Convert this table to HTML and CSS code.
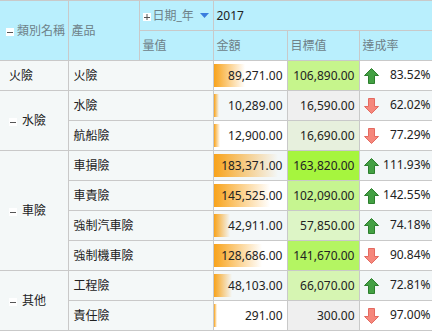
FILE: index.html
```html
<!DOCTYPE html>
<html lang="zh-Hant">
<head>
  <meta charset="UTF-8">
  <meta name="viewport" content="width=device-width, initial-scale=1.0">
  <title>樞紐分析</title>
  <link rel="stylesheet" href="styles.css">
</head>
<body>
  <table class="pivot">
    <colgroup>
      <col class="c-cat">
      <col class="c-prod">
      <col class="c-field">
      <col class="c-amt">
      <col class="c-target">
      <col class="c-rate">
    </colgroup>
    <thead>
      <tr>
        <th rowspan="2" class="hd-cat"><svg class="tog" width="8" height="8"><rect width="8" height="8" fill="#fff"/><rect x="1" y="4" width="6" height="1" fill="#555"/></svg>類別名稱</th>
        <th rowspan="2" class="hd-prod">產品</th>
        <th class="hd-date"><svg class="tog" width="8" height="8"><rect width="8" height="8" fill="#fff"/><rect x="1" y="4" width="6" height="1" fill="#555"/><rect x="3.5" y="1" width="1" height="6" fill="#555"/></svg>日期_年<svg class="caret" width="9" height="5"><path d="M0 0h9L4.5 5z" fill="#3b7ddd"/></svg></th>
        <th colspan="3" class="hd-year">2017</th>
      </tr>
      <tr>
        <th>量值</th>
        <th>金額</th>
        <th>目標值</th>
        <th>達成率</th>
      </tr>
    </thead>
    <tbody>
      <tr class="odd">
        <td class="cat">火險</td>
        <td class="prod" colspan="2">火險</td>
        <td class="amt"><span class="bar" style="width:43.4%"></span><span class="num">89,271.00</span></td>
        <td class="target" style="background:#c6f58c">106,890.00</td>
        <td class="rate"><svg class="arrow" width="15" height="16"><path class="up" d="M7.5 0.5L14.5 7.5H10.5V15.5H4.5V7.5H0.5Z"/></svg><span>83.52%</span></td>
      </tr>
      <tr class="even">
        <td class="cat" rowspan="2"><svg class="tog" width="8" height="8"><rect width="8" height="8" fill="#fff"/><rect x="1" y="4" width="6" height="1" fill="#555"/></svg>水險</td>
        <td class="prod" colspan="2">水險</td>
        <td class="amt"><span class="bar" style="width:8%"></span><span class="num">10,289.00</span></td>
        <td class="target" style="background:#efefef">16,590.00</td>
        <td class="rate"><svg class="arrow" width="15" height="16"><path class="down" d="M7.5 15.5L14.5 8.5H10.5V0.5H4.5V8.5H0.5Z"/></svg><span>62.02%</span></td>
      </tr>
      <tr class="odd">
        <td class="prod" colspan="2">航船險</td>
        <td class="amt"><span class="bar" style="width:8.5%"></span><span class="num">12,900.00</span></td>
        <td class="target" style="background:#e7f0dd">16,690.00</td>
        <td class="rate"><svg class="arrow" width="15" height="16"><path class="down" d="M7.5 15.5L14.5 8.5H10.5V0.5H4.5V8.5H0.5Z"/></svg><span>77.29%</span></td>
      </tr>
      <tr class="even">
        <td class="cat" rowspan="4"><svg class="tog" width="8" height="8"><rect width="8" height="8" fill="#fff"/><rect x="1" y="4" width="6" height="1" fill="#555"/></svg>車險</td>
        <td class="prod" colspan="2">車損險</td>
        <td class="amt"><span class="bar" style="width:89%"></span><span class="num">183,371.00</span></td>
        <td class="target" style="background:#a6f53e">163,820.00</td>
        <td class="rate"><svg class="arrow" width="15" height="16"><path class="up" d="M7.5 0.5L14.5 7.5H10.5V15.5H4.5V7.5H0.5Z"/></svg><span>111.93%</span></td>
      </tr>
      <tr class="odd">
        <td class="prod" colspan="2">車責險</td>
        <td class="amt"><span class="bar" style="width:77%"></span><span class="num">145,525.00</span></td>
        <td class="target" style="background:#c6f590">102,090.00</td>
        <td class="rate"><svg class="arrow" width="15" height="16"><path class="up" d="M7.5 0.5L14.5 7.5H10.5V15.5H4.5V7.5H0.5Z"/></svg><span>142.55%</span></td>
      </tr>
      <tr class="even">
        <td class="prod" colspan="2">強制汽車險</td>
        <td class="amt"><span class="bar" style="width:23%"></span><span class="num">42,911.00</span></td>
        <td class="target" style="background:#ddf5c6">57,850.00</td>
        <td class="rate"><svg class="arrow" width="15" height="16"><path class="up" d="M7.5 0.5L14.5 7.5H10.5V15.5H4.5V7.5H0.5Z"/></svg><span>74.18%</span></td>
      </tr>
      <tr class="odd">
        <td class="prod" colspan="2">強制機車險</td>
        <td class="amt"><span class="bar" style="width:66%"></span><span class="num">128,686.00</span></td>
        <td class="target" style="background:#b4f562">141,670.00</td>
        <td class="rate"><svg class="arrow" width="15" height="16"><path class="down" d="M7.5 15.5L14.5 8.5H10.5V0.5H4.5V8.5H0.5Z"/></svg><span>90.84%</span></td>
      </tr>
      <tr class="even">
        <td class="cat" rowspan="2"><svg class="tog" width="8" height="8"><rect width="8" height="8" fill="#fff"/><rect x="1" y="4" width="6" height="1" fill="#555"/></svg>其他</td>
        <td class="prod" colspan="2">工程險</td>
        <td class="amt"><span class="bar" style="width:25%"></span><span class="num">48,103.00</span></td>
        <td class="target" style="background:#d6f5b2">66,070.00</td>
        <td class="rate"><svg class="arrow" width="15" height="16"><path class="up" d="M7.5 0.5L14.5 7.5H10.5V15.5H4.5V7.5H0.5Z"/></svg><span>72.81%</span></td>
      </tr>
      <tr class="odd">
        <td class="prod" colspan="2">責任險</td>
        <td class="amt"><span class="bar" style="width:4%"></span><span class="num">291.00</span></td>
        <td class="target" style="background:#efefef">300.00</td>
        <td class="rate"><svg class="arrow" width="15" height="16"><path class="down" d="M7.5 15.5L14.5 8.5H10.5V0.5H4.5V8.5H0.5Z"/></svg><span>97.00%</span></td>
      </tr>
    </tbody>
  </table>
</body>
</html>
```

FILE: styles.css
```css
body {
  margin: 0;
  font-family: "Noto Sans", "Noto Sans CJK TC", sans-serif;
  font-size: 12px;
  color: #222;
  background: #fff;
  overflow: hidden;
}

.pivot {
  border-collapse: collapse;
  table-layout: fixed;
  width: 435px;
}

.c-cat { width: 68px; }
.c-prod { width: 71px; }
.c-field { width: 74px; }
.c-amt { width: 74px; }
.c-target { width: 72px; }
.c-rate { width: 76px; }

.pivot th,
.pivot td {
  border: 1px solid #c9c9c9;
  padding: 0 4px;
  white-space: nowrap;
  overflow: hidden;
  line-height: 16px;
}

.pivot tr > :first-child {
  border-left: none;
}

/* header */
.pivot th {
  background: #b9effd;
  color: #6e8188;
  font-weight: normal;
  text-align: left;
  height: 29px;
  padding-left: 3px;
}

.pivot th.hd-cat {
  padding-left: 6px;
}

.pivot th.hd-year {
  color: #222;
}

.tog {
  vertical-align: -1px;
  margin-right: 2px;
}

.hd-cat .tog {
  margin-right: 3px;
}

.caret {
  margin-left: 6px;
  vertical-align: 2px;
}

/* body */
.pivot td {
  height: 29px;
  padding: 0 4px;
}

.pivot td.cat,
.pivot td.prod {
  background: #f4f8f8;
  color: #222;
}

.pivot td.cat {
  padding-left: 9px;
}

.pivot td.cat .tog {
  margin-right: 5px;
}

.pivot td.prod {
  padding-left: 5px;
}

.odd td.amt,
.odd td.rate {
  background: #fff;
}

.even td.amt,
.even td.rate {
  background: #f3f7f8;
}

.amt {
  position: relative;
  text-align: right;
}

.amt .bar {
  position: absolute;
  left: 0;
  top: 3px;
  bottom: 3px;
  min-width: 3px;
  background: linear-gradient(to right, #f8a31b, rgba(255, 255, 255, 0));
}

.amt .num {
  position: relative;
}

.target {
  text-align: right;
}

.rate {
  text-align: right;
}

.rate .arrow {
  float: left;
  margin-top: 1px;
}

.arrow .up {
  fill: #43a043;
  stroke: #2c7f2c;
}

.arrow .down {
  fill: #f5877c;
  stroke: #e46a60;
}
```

□ □ □ □

**Work instructions**
Search the data for "table". Copy every matching line.

**Final answer**
Convert this table to HTML and CSS code.
  <table class="pivot">
  </table>
  table-layout: fixed;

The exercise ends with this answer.